Vic a lu pour toi: Vingt-trois jours de haine, par Steve Laflamme

C’est bon. Vraiment bon. Évidemment, comme il s’agit de la 2e enquête du duo Volta/Santinelli, il est judicieux de lire Les agneaux de l’aube avant ce roman. (Clique pour savoir ce que pense de ce roman…)

Cette fois, Steve s’attaque à la violence dans le coeur des hommes, que les mâles dirigent vers les femmes. Il nous ramène son lieutenant de la SQ, Guillaume Volta, en proie à des moments de faiblesses face à l’état de santé de sa femme et Frédérique Santinelli, pratiquement prisonnière chez elle, en conséquence du drame qu’elle a vécu dans le roman précédent.
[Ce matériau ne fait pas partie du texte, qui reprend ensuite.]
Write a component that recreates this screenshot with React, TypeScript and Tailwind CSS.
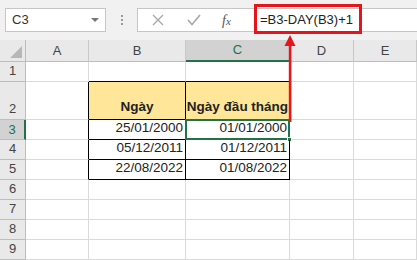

Deux choses se produisent en simultané. Santinelli découvre un mystérieux livre autoédité et dédicacé, Le calendrier de Tityos, qui raconte les 23 variations sur le supplice d’une femme par un homme. Il est évident que le récit donne des indices sur un crime réel; et Volta se lance dans l’enquête. Ensuite, presqu’en même temps, elle commence à découvrir des bouts de vérité sur sa propre vie — celle avant que la mémoire ne lui soit volé. (Santinelli ne se souvient de rien avant ses 18 ans.)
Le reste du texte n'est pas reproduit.